If this passes the house (monday), I will make a tweaked version for the press and try to get our story published so the senators might finaly wake up and try to understand what this affiliate issue is really about.
Please note that I am an independent (I reserve my right to vote which every way I deem neccessary at every election). To the defence of the dems my democrat congressman (who voted against it Friday) seems to say that the dems are listening and he feel relatively confident that the 3 or 4 dems needed to defeat this bill will be there Monday for the final house vote.
On a side note, he also said the republicains are looking good right now because they oppose these bills but propose nothing to fix the 1 billion dollar deficit of Colorado .... Whatever as long of HB-1193 is defeated....
Hello fellow Democrats,
I'm a software engineer and became American in 2003 nearly for the joy of trying to vote President G. Bush out of office. I have voted blue ever since. I donated to both Kerry's and Obama's campaigns and tried to influence all the people I know to do the same. I'm one of the democrats that is proud to have helped turn Colorado from solid red to purple (2004) and then solid blue (2008).
Please do not contrast bill HB-1193 with the education programs of Colorado. Please to not politicize this issue. I've always believed that free education and healthcare is best way to give true equality to individuals and is in the best interest of our society. My birth nationality is French. Even the far right in France share those beliefs.
This issue is becoming infuriating because the people I voted for are making a huge mistake and they are not listening to the feedback I (and many Coloradoans) are trying to communicate concerning the bill introduced by Rep. Pommer (HB 10-1193) and passed by the house on 1/29. I'm on team Colorado.
This is not about my job, I could do it anywhere in the world. Although it would be a major disruption for me I will do just fine. I urge you to read and try to understand the ideas I'm attempting to communicate to you about HB-1193.
I understand that our state needs to collect more money. This recession is devastating to so many. But HB 1193 will not collect anything; on the contrary.

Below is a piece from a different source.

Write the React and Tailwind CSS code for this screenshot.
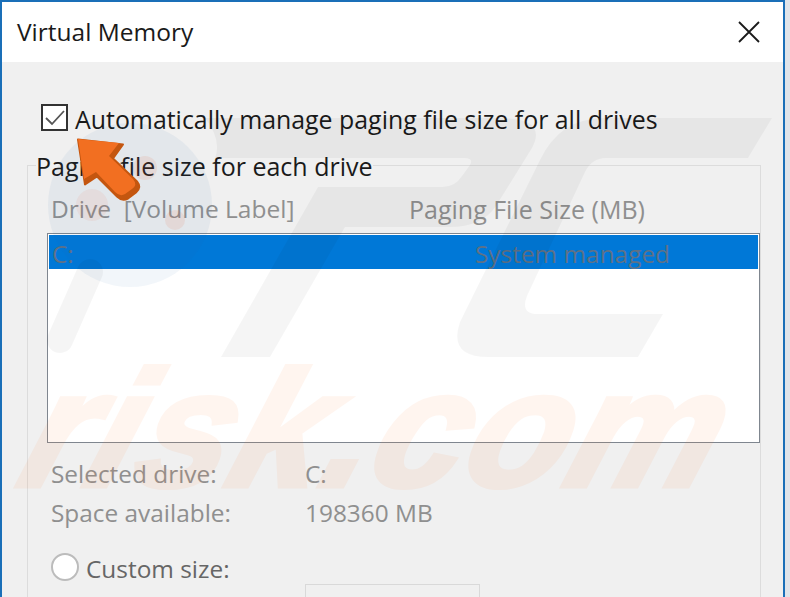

Representative Pommer and his colleagues from the house know out-of-state merchants will drop their affiliates in Colorado if we use the presence of affiliates to establish nexus. Merchants will drop their affiliates because they think it is unconstitutional. The Quill v. North Dakota supreme court case clearly states that a physical place of business constitutes nexus. It appears that the federal legislature or the supreme court will end up being the proper authority to regulate what constitutes nexus for inter-state commerce.
Regardless of that point, once merchants drop their affiliates they will have no nexus in Colorado, so they will not have to collect sales taxes for our state. So how much money will this really bring to the Colorado budget? The answer is most likely, nothing.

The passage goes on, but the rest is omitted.